Extending the supervision scheme and thereby expanding SPG's generation area increases the overall supervision signal during training.

Objective functions

Finally, we want to look at the objective functions for training SPG:

Foreground area classification loss:
$L_{cls} = \frac{1}{|V_o \cup V_e^b|} \sum_{V_o \cup V_e^b} L_{focal}(\tilde{P}^f, P^f) + \frac{\alpha}{|V_e^f|} \sum_{V_e^f} L_{focal}(\tilde{P}^f, P^f) + \frac{\beta}{|V_{hide}|} \sum_{V_{hide}} L_{focal}(\tilde{P}^f, P^f)$

where $V_i^j$ indicates a specific voxel set with $i \in {o, e, hide}$ (occupied, empty, with hidden foreground points) and $j \in {f, b, none}$ (foreground, background, both). For example, $V_o^f$ denotes occupied foreground voxels and $V_e$ all empty voxels. For classification, the authors use the focal loss for different voxel sets instead of the cross entropy loss to mitigate the foreground-background class imbalance. The weighting factor $\alpha$ down-weights the influence of the empty foreground voxels on the total classification loss since $P_f = 1$ to recover the foreground regions in the empty space. However, many empty voxels within the bounding box are also not part of the object. Similarly, they introduce another weighting factor $\beta$ to up-weight the influence of the hidden voxels on the total classification loss.

Feature regression loss:
$L_{reg} = \frac{1}{|V_o^f|} \sum_{V_o^f} L_{SmoothL1}(\tilde{\psi}, \psi) + \frac{\beta}{|V_{hide}^f|} \sum_{V_{hide}^f} L_{SmoothL1}(\tilde{\psi}, \psi)$

For feature regression, they use the smooth L1 loss on $V_o^f$ and $V_{hide}^f$. Since $\psi_i$ is calculated from the foreground points being only available for $V_o^f$ and $V_{hide}^f$, the authors can solely incorporate those voxel sets in the feature regression loss.

Experiments and results

Datasets and metrics

The authors evaluate their model on two different tasks using two different datasets:

Task	Dataset
Unsupervised Domain Adaptation for 3D object detection	Waymo Domain Adaptation Dataset [1][6]
General 3D object detection	KITTI 3D object detection benchmark [7]

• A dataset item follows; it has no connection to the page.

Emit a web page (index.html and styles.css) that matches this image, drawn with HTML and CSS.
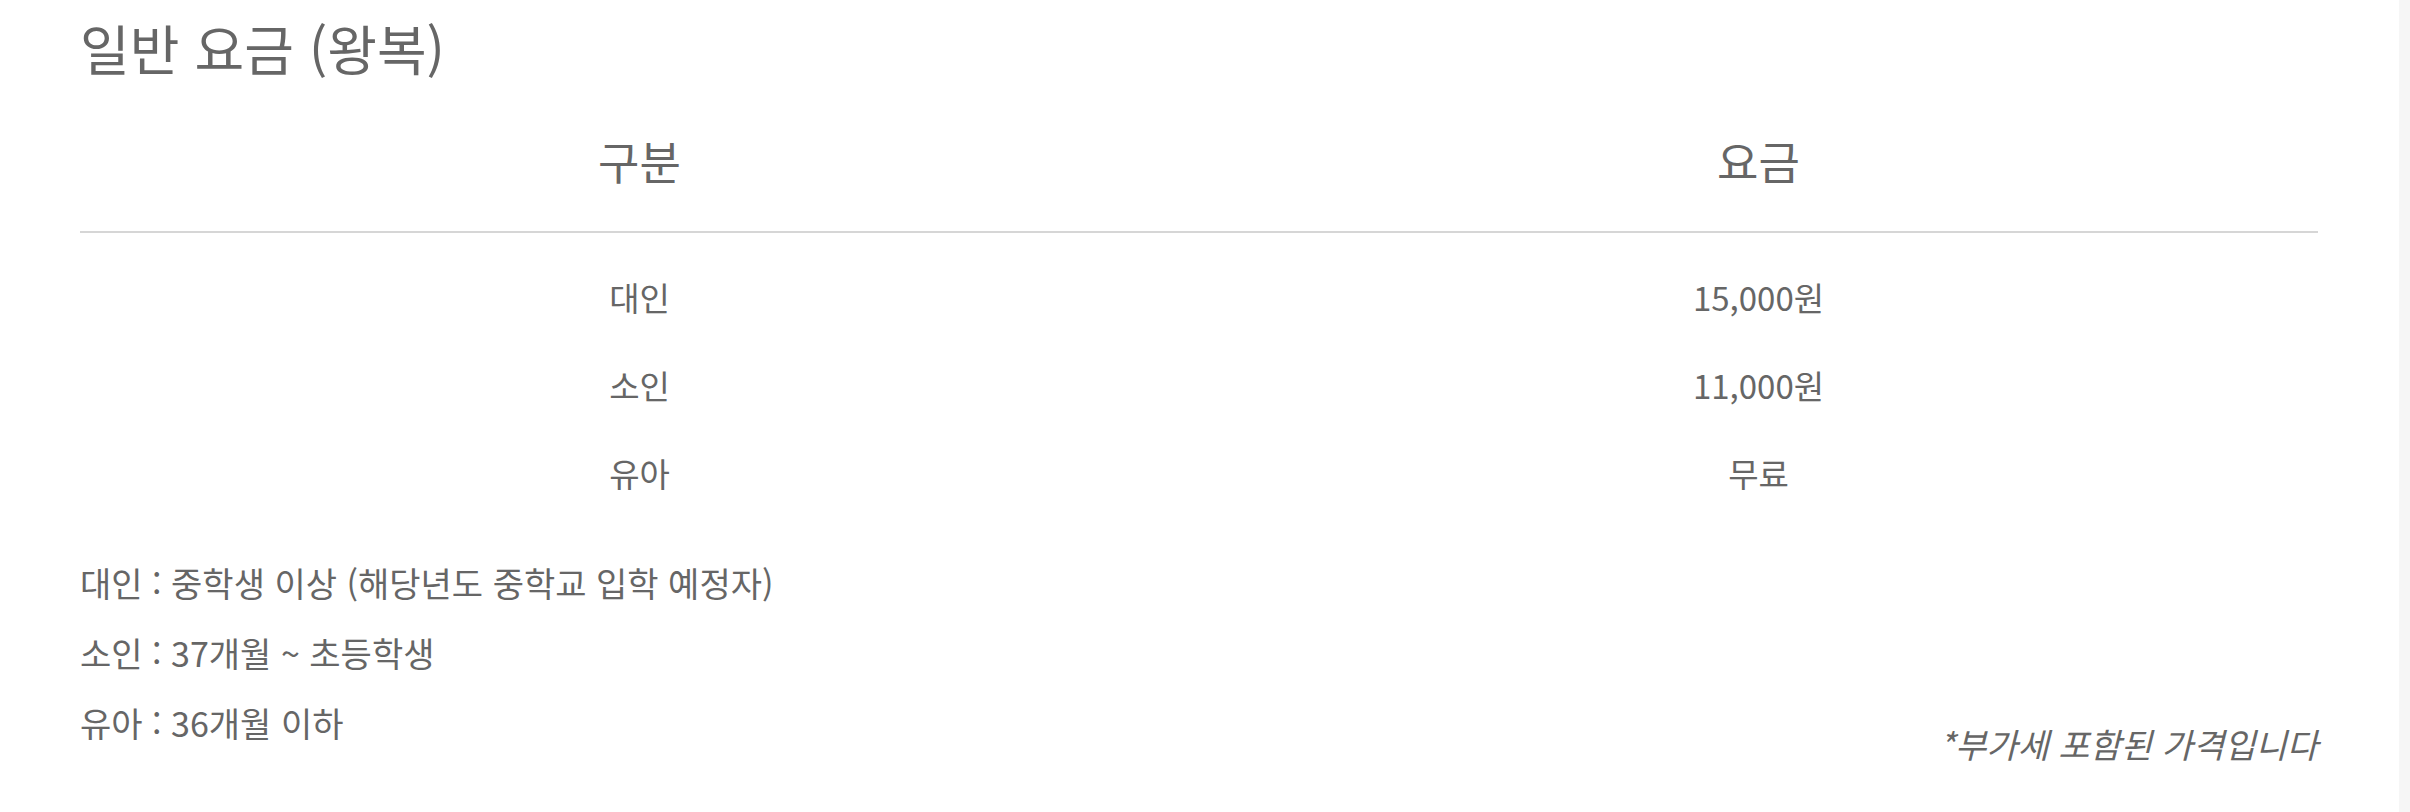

Table 1: Tasks and datasets

The Waymo Domain Adaptation Dataset consists of:

Source domain: Waymo Open Dataset (OD) with 99.40% frames having dry weather.
Target domain: Waymo Kirkland Dataset (Kirk) with 97.99% frames having rainy weather.

The KITTI 3D object detection benchmark contains:

14999 RGB images and corresponding point clouds.
80256 labeled objects.

For both datasets, the authors use the following evaluation metrics[1][6]:

BEV AP $= 100 \int_{0}^{1} \max{p(r')|r' \geq r } ,dr$ where $p(r)$ is the P/R curve.
3D AP $= 100 \int_{0}^{1} \max{h(r')|r' \geq r } ,dr$ where h(r) is computed similar to $p(r)$ but true positives are weighted by the heading accuracy.

Quantitative results

For both tasks introduced before, the authors combine SPG with well-known 3D object detectors (either PointPillars or PV-RCNN).

Remember, SPG only improves the deteriorated point cloud quality for a subsequent 3D object detector.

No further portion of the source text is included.